— start Material —

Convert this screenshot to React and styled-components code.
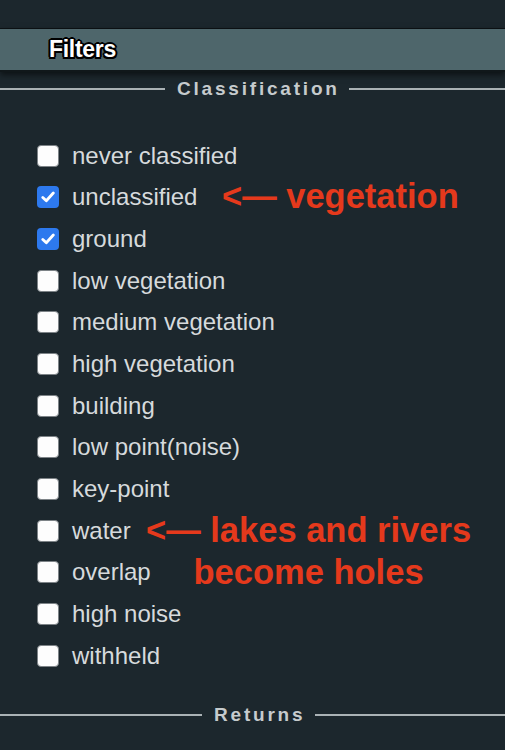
import React from "react";
import styled, { createGlobalStyle } from "styled-components";

const GlobalStyle = createGlobalStyle`
  html, body {
    margin: 0;
    padding: 0;
    background: #1c272d;
  }
  body {
    font-family: "Liberation Sans", Arial, Helvetica, sans-serif;
    overflow: hidden;
  }
`;

const classes = [
  { name: "never classified", checked: false },
  { name: "unclassified", checked: true, note: ["<— vegetation"], noteLeft: 185 },
  { name: "ground", checked: true },
  { name: "low vegetation", checked: false },
  { name: "medium vegetation", checked: false },
  { name: "high vegetation", checked: false },
  { name: "building", checked: false },
  { name: "low point(noise)", checked: false },
  { name: "key-point", checked: false },
  {
    name: "water",
    checked: false,
    note: ["<— lakes and rivers", "become holes"],
    noteLeft: 109,
  },
  { name: "overlap", checked: false },
  { name: "high noise", checked: false },
  { name: "withheld", checked: false },
];

const App = () => {
  return (
    <Page>
      <GlobalStyle />
      <Header>
        <Title>Filters</Title>
      </Header>
      <Legend>
        <Rule $w={165} />
        <LegendText>Classification</LegendText>
        <Rule />
      </Legend>
      <List>
        {classes.map((c) => (
          <Row key={c.name}>
            <Box $checked={c.checked}>
              {c.checked && (
                <svg width="14" height="12" viewBox="0 0 14 12">
                  <path
                    d="M1.8 6.4 L5.3 9.8 L12.3 2"
                    fill="none"
                    stroke="#fff"
                    strokeWidth="2.8"
                    strokeLinecap="round"
                    strokeLinejoin="round"
                  />
                </svg>
              )}
            </Box>
            <Label>{c.name}</Label>
            {c.note && (
              <Note $left={c.noteLeft}>
                {c.note.map((l) => (
                  <div key={l}>{l}</div>
                ))}
              </Note>
            )}
          </Row>
        ))}
      </List>
      <Legend $bottom>
        <Rule $w={202} />
        <LegendText>Returns</LegendText>
        <Rule />
      </Legend>
    </Page>
  );
};

export default App;

const Page = styled.div`
  width: 505px;
  height: 750px;
  padding-top: 28px;
  box-sizing: border-box;
  background: #1c272d;
`;

const Header = styled.div`
  height: 41px;
  border-top: 1px solid #0b1013;
  border-bottom: 2px solid #10171a;
  background: #4e666b;
  box-shadow: 0 3px 6px rgba(0, 0, 0, 0.55);
  display: flex;
  align-items: center;
  padding-left: 49px;
`;

const Title = styled.div`
  font-size: 23px;
  font-weight: bold;
  color: #fff;
  letter-spacing: -0.3px;
  text-shadow: -1.5px -1.5px 0 #000, 1.5px -1.5px 0 #000, -1.5px 1.5px 0 #000,
    1.5px 1.5px 0 #000, 0 2px 0 #000, 0 -2px 0 #000, 2px 0 0 #000,
    -2px 0 0 #000;
`;

const Legend = styled.div`
  display: flex;
  align-items: center;
  gap: 12px;
  height: 22px;
  margin-top: ${(p) => (p.$bottom ? "27px" : "6px")};
`;

const Rule = styled.div`
  height: 2px;
  background: #aab2b5;
  flex: ${(p) => (p.$w ? `0 0 ${p.$w}px` : "1")};
`;

const LegendText = styled.div`
  font-size: 19px;
  font-weight: bold;
  letter-spacing: 2.8px;
  color: #c6cbcd;
  margin-right: -2.8px;
`;

const List = styled.div`
  padding: 35px 0 0 37px;
  display: flex;
  flex-direction: column;
`;

const Row = styled.div`
  position: relative;
  height: 41.67px;
  display: flex;
  align-items: center;
  gap: 13px;
`;

const Box = styled.div`
  width: 22px;
  height: 22px;
  box-sizing: border-box;
  border-radius: 4px;
  display: flex;
  align-items: center;
  justify-content: center;
  background: ${(p) => (p.$checked ? "#2d79ee" : "#fdfdfd")};
  border: ${(p) => (p.$checked ? "none" : "1.5px solid #7d8387")};
`;

const Label = styled.div`
  font-size: 24px;
  color: #d6dadc;
`;

const Note = styled.div`
  position: absolute;
  left: ${(p) => p.$left}px;
  top: 50%;
  transform: translateY(-22px);
  font-size: 34.5px;
  line-height: 42px;
  font-weight: bold;
  color: #e5391c;
  text-align: center;
  white-space: nowrap;
`;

— end Material —

=== Task objective ===
Reproduce the full listing faithfully, but do not carry over any pictures.

=== Written solution ===
Convert this screenshot to React and styled-components code.
import React from "react";
import styled, { createGlobalStyle } from "styled-components";

const GlobalStyle = createGlobalStyle`
  html, body {
    margin: 0;
    padding: 0;
    background: #1c272d;
  }
  body {
    font-family: "Liberation Sans", Arial, Helvetica, sans-serif;
    overflow: hidden;
  }
`;

const classes = [
  { name: "never classified", checked: false },
  { name: "unclassified", checked: true, note: ["<— vegetation"], noteLeft: 185 },
  { name: "ground", checked: true },
  { name: "low vegetation", checked: false },
  { name: "medium vegetation", checked: false },
  { name: "high vegetation", checked: false },
  { name: "building", checked: false },
  { name: "low point(noise)", checked: false },
  { name: "key-point", checked: false },
  {
    name: "water",
    checked: false,
    note: ["<— lakes and rivers", "become holes"],
    noteLeft: 109,
  },
  { name: "overlap", checked: false },
  { name: "high noise", checked: false },
  { name: "withheld", checked: false },
];

const App = () => {
  return (
    <Page>
      <GlobalStyle />
      <Header>
        <Title>Filters</Title>
      </Header>
      <Legend>
        <Rule $w={165} />
        <LegendText>Classification</LegendText>
        <Rule />
      </Legend>
      <List>
        {classes.map((c) => (
          <Row key={c.name}>
            <Box $checked={c.checked}>
              {c.checked && (
                <svg width="14" height="12" viewBox="0 0 14 12">
                  <path
                    d="M1.8 6.4 L5.3 9.8 L12.3 2"
                    fill="none"
                    stroke="#fff"
                    strokeWidth="2.8"
                    strokeLinecap="round"
                    strokeLinejoin="round"
                  />
                </svg>
              )}
            </Box>
            <Label>{c.name}</Label>
            {c.note && (
              <Note $left={c.noteLeft}>
                {c.note.map((l) => (
                  <div key={l}>{l}</div>
                ))}
              </Note>
            )}
          </Row>
        ))}
      </List>
      <Legend $bottom>
        <Rule $w={202} />
        <LegendText>Returns</LegendText>
        <Rule />
      </Legend>
    </Page>
  );
};

export default App;

const Page = styled.div`
  width: 505px;
  height: 750px;
  padding-top: 28px;
  box-sizing: border-box;
  background: #1c272d;
`;

const Header = styled.div`
  height: 41px;
  border-top: 1px solid #0b1013;
  border-bottom: 2px solid #10171a;
  background: #4e666b;
  box-shadow: 0 3px 6px rgba(0, 0, 0, 0.55);
  display: flex;
  align-items: center;
  padding-left: 49px;
`;

const Title = styled.div`
  font-size: 23px;
  font-weight: bold;
  color: #fff;
  letter-spacing: -0.3px;
  text-shadow: -1.5px -1.5px 0 #000, 1.5px -1.5px 0 #000, -1.5px 1.5px 0 #000,
    1.5px 1.5px 0 #000, 0 2px 0 #000, 0 -2px 0 #000, 2px 0 0 #000,
    -2px 0 0 #000;
`;

const Legend = styled.div`
  display: flex;
  align-items: center;
  gap: 12px;
  height: 22px;
  margin-top: ${(p) => (p.$bottom ? "27px" : "6px")};
`;

const Rule = styled.div`
  height: 2px;
  background: #aab2b5;
  flex: ${(p) => (p.$w ? `0 0 ${p.$w}px` : "1")};
`;

const LegendText = styled.div`
  font-size: 19px;
  font-weight: bold;
  letter-spacing: 2.8px;
  color: #c6cbcd;
  margin-right: -2.8px;
`;

const List = styled.div`
  padding: 35px 0 0 37px;
  display: flex;
  flex-direction: column;
`;

const Row = styled.div`
  position: relative;
  height: 41.67px;
  display: flex;
  align-items: center;
  gap: 13px;
`;

const Box = styled.div`
  width: 22px;
  height: 22px;
  box-sizing: border-box;
  border-radius: 4px;
  display: flex;
  align-items: center;
  justify-content: center;
  background: ${(p) => (p.$checked ? "#2d79ee" : "#fdfdfd")};
  border: ${(p) => (p.$checked ? "none" : "1.5px solid #7d8387")};
`;

const Label = styled.div`
  font-size: 24px;
  color: #d6dadc;
`;

const Note = styled.div`
  position: absolute;
  left: ${(p) => p.$left}px;
  top: 50%;
  transform: translateY(-22px);
  font-size: 34.5px;
  line-height: 42px;
  font-weight: bold;
  color: #e5391c;
  text-align: center;
  white-space: nowrap;
`;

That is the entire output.